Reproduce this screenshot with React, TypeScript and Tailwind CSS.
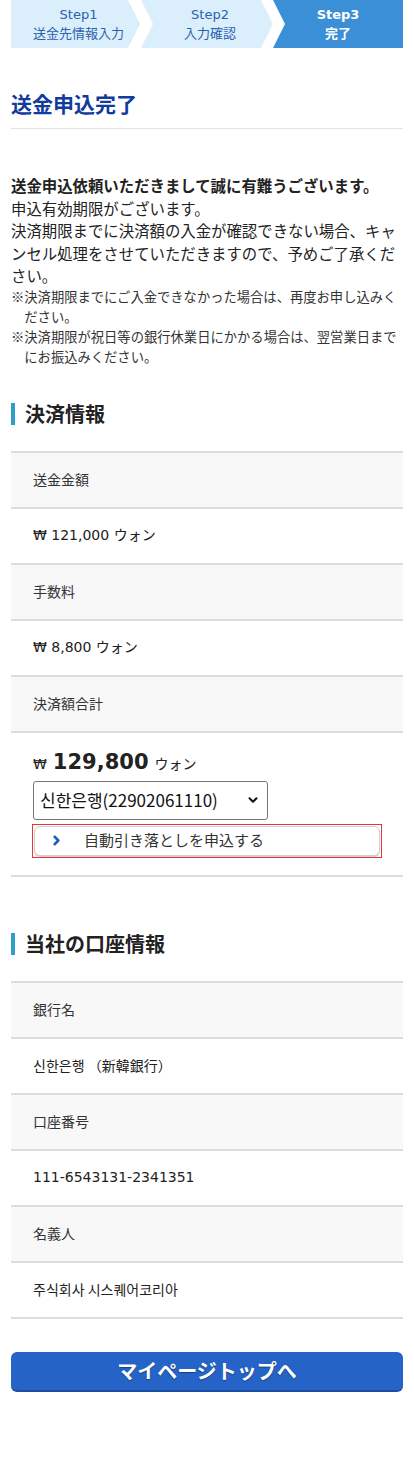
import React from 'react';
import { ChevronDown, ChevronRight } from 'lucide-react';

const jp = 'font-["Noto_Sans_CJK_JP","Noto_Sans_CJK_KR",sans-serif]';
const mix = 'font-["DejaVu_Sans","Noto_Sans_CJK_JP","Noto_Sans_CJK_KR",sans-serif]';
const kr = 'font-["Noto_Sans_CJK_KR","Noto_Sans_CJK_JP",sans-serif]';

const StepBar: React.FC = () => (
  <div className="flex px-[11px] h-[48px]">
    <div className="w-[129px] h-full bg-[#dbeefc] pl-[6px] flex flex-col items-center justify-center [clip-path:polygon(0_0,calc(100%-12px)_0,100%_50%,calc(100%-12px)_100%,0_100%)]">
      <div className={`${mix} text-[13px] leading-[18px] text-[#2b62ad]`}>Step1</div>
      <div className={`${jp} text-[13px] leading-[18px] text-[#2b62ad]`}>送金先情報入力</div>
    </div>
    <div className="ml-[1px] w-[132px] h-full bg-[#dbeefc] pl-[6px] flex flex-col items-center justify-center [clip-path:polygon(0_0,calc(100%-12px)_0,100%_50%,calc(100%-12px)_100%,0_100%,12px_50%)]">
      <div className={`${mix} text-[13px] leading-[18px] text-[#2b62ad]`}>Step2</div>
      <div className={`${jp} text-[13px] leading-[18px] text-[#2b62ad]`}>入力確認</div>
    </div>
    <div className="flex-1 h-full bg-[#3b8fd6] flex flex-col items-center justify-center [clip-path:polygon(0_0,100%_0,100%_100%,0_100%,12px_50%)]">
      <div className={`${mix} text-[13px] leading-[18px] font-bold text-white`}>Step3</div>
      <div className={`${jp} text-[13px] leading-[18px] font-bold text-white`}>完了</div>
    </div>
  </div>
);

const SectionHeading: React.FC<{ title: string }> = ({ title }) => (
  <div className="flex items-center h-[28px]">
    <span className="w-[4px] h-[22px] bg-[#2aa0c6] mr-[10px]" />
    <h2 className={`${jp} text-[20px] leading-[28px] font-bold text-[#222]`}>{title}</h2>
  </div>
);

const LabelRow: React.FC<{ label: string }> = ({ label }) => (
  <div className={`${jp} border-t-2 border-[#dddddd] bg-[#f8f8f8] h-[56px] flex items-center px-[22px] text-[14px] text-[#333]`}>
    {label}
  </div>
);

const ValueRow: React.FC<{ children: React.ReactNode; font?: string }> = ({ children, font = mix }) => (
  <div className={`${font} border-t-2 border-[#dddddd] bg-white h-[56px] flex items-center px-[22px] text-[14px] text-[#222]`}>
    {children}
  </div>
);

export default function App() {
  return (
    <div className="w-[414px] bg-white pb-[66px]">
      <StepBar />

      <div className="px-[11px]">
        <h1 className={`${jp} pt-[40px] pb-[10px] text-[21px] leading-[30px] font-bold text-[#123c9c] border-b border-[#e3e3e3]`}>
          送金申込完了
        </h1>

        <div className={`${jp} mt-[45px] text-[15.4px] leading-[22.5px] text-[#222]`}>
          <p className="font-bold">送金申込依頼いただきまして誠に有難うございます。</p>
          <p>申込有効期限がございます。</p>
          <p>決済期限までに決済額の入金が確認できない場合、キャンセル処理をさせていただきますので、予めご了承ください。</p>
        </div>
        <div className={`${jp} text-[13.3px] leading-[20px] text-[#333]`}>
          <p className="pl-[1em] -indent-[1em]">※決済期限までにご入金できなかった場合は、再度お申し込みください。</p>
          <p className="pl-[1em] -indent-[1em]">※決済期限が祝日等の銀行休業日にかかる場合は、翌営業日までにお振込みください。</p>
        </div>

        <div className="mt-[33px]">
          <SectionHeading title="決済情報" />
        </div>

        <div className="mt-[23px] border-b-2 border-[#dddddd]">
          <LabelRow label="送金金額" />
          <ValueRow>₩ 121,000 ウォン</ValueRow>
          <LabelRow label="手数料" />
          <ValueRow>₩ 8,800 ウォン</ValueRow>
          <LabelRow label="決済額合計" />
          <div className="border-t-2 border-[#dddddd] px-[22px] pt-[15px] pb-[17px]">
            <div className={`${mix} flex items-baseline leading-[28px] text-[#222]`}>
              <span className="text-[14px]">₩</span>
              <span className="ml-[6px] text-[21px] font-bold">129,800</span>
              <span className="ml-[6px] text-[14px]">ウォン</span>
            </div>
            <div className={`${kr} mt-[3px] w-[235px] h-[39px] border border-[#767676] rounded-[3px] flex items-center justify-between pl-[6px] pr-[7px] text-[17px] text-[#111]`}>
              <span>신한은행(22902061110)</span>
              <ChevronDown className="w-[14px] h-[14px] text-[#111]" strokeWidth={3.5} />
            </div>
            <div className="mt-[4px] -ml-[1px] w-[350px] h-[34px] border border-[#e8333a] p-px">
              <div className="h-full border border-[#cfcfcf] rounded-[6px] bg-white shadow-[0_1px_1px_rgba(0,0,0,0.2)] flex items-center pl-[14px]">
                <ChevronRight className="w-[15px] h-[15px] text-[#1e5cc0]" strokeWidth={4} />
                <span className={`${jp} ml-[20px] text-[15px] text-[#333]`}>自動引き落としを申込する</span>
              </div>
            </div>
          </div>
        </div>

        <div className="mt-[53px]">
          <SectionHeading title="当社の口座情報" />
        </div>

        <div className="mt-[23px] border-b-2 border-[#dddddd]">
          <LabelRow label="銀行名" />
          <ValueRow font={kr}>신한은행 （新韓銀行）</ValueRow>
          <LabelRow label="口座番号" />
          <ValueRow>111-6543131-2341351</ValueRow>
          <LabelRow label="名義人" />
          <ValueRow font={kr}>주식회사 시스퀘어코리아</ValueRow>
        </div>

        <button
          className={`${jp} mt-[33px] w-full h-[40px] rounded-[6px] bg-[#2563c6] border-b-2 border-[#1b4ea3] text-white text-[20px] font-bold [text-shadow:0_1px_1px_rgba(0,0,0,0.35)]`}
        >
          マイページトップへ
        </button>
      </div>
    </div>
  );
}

TASK INSTRUCTIONS
Set down the material above as is, without any pictures.

EXERCISE RESPONSE
Reproduce this screenshot with React, TypeScript and Tailwind CSS.
import React from 'react';
import { ChevronDown, ChevronRight } from 'lucide-react';

const jp = 'font-["Noto_Sans_CJK_JP","Noto_Sans_CJK_KR",sans-serif]';
const mix = 'font-["DejaVu_Sans","Noto_Sans_CJK_JP","Noto_Sans_CJK_KR",sans-serif]';
const kr = 'font-["Noto_Sans_CJK_KR","Noto_Sans_CJK_JP",sans-serif]';

const StepBar: React.FC = () => (
  <div className="flex px-[11px] h-[48px]">
    <div className="w-[129px] h-full bg-[#dbeefc] pl-[6px] flex flex-col items-center justify-center [clip-path:polygon(0_0,calc(100%-12px)_0,100%_50%,calc(100%-12px)_100%,0_100%)]">
      <div className={`${mix} text-[13px] leading-[18px] text-[#2b62ad]`}>Step1</div>
      <div className={`${jp} text-[13px] leading-[18px] text-[#2b62ad]`}>送金先情報入力</div>
    </div>
    <div className="ml-[1px] w-[132px] h-full bg-[#dbeefc] pl-[6px] flex flex-col items-center justify-center [clip-path:polygon(0_0,calc(100%-12px)_0,100%_50%,calc(100%-12px)_100%,0_100%,12px_50%)]">
      <div className={`${mix} text-[13px] leading-[18px] text-[#2b62ad]`}>Step2</div>
      <div className={`${jp} text-[13px] leading-[18px] text-[#2b62ad]`}>入力確認</div>
    </div>
    <div className="flex-1 h-full bg-[#3b8fd6] flex flex-col items-center justify-center [clip-path:polygon(0_0,100%_0,100%_100%,0_100%,12px_50%)]">
      <div className={`${mix} text-[13px] leading-[18px] font-bold text-white`}>Step3</div>
      <div className={`${jp} text-[13px] leading-[18px] font-bold text-white`}>完了</div>
    </div>
  </div>
);

const SectionHeading: React.FC<{ title: string }> = ({ title }) => (
  <div className="flex items-center h-[28px]">
    <span className="w-[4px] h-[22px] bg-[#2aa0c6] mr-[10px]" />
    <h2 className={`${jp} text-[20px] leading-[28px] font-bold text-[#222]`}>{title}</h2>
  </div>
);

const LabelRow: React.FC<{ label: string }> = ({ label }) => (
  <div className={`${jp} border-t-2 border-[#dddddd] bg-[#f8f8f8] h-[56px] flex items-center px-[22px] text-[14px] text-[#333]`}>
    {label}
  </div>
);

const ValueRow: React.FC<{ children: React.ReactNode; font?: string }> = ({ children, font = mix }) => (
  <div className={`${font} border-t-2 border-[#dddddd] bg-white h-[56px] flex items-center px-[22px] text-[14px] text-[#222]`}>
    {children}
  </div>
);

export default function App() {
  return (
    <div className="w-[414px] bg-white pb-[66px]">
      <StepBar />

      <div className="px-[11px]">
        <h1 className={`${jp} pt-[40px] pb-[10px] text-[21px] leading-[30px] font-bold text-[#123c9c] border-b border-[#e3e3e3]`}>
          送金申込完了
        </h1>

        <div className={`${jp} mt-[45px] text-[15.4px] leading-[22.5px] text-[#222]`}>
          <p className="font-bold">送金申込依頼いただきまして誠に有難うございます。</p>
          <p>申込有効期限がございます。</p>
          <p>決済期限までに決済額の入金が確認できない場合、キャンセル処理をさせていただきますので、予めご了承ください。</p>
        </div>
        <div className={`${jp} text-[13.3px] leading-[20px] text-[#333]`}>
          <p className="pl-[1em] -indent-[1em]">※決済期限までにご入金できなかった場合は、再度お申し込みください。</p>
          <p className="pl-[1em] -indent-[1em]">※決済期限が祝日等の銀行休業日にかかる場合は、翌営業日までにお振込みください。</p>
        </div>

        <div className="mt-[33px]">
          <SectionHeading title="決済情報" />
        </div>

        <div className="mt-[23px] border-b-2 border-[#dddddd]">
          <LabelRow label="送金金額" />
          <ValueRow>₩ 121,000 ウォン</ValueRow>
          <LabelRow label="手数料" />
          <ValueRow>₩ 8,800 ウォン</ValueRow>
          <LabelRow label="決済額合計" />
          <div className="border-t-2 border-[#dddddd] px-[22px] pt-[15px] pb-[17px]">
            <div className={`${mix} flex items-baseline leading-[28px] text-[#222]`}>
              <span className="text-[14px]">₩</span>
              <span className="ml-[6px] text-[21px] font-bold">129,800</span>
              <span className="ml-[6px] text-[14px]">ウォン</span>
            </div>
            <div className={`${kr} mt-[3px] w-[235px] h-[39px] border border-[#767676] rounded-[3px] flex items-center justify-between pl-[6px] pr-[7px] text-[17px] text-[#111]`}>
              <span>신한은행(22902061110)</span>
              <ChevronDown className="w-[14px] h-[14px] text-[#111]" strokeWidth={3.5} />
            </div>
            <div className="mt-[4px] -ml-[1px] w-[350px] h-[34px] border border-[#e8333a] p-px">
              <div className="h-full border border-[#cfcfcf] rounded-[6px] bg-white shadow-[0_1px_1px_rgba(0,0,0,0.2)] flex items-center pl-[14px]">
                <ChevronRight className="w-[15px] h-[15px] text-[#1e5cc0]" strokeWidth={4} />
                <span className={`${jp} ml-[20px] text-[15px] text-[#333]`}>自動引き落としを申込する</span>
              </div>
            </div>
          </div>
        </div>

        <div className="mt-[53px]">
          <SectionHeading title="当社の口座情報" />
        </div>

        <div className="mt-[23px] border-b-2 border-[#dddddd]">
          <LabelRow label="銀行名" />
          <ValueRow font={kr}>신한은행 （新韓銀行）</ValueRow>
          <LabelRow label="口座番号" />
          <ValueRow>111-6543131-2341351</ValueRow>
          <LabelRow label="名義人" />
          <ValueRow font={kr}>주식회사 시스퀘어코리아</ValueRow>
        </div>

        <button
          className={`${jp} mt-[33px] w-full h-[40px] rounded-[6px] bg-[#2563c6] border-b-2 border-[#1b4ea3] text-white text-[20px] font-bold [text-shadow:0_1px_1px_rgba(0,0,0,0.35)]`}
        >
          マイページトップへ
        </button>
      </div>
    </div>
  );
}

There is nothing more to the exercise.